-- START --

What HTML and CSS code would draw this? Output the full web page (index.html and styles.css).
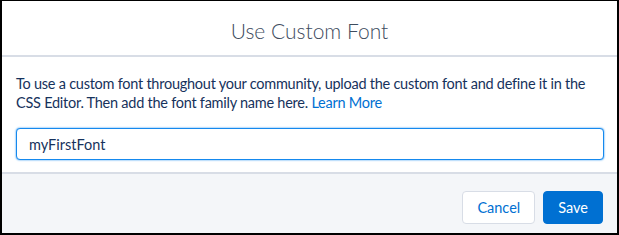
FILE: index.html
```html
<!DOCTYPE html>
<html lang="en">
<head>
<meta charset="UTF-8">
<meta name="viewport" content="width=device-width">
<title>Use Custom Font</title>
<link rel="stylesheet" href="styles.css">
</head>
<body>
<div class="modal">
  <div class="modal-header">
    <h2>Use Custom Font</h2>
  </div>
  <div class="modal-body">
    <p>To use a custom font throughout your community, upload the custom font and define it in the CSS Editor. Then add the font family name here. <a href="#">Learn More</a></p>
    <input type="text" class="font-input" value="myFirstFont">
  </div>
  <div class="modal-footer">
    <button class="btn btn-neutral">Cancel</button>
    <button class="btn btn-brand">Save</button>
  </div>
</div>
</body>
</html>
```

FILE: styles.css
```css
body {
  margin: 0;
  font-family: Lato, "Open Sans", Arial, sans-serif;
  background: #fff;
}
.modal {
  width: 619px;
  height: 235px;
  box-sizing: border-box;
  border: 2px solid #000;
  border-top-width: 1px;
  display: flex;
  flex-direction: column;
  background: #fff;
}
.modal-header {
  height: 56px;
  box-sizing: border-box;
  padding-top: 5px;
  border-bottom: 2px solid #d8dde6;
  display: flex;
  align-items: center;
  justify-content: center;
}
.modal-header h2 {
  margin: 0;
  font-size: 21px;
  font-weight: 300;
  color: #3e4c5e;
}
.modal-body {
  padding: 17px 13px 0 14px;
  flex: 1;
}
.modal-body p {
  margin: 0 0 16px;
  font-size: 14.5px;
  letter-spacing: -0.25px;
  line-height: 19px;
  color: #16325c;
}
.modal-body a {
  color: #0070d2;
  text-decoration: none;
}
.font-input {
  display: block;
  width: 100%;
  height: 32px;
  box-sizing: border-box;
  border: 1px solid #1589ee;
  box-shadow: 0 0 2px #1589ee;
  border-radius: 4px;
  padding: 0 12px;
  font-family: inherit;
  font-size: 14.5px;
  color: #16325c;
  outline: none;
}
.modal-footer {
  height: 61px;
  box-sizing: border-box;
  border-top: 2px solid #d8dde6;
  background: #f4f6f9;
  display: flex;
  justify-content: flex-end;
  align-items: flex-start;
  gap: 8px;
  padding: 17px 14px 0 0;
}
.btn {
  height: 33px;
  border-radius: 4px;
  padding: 0 14px;
  font-family: inherit;
  font-size: 14.5px;
}
.btn-neutral {
  background: #fff;
  border: 1px solid #d8dde6;
  color: #0070d2;
}
.btn-brand {
  background: #0070d2;
  border: 1px solid #0070d2;
  color: #fff;
}
```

-- END --

Description of the task:
Pick out lines containing the word "index", each one as written.

Solution to this exercise:
What HTML and CSS code would draw this? Output the full web page (index.html and styles.css).
FILE: index.html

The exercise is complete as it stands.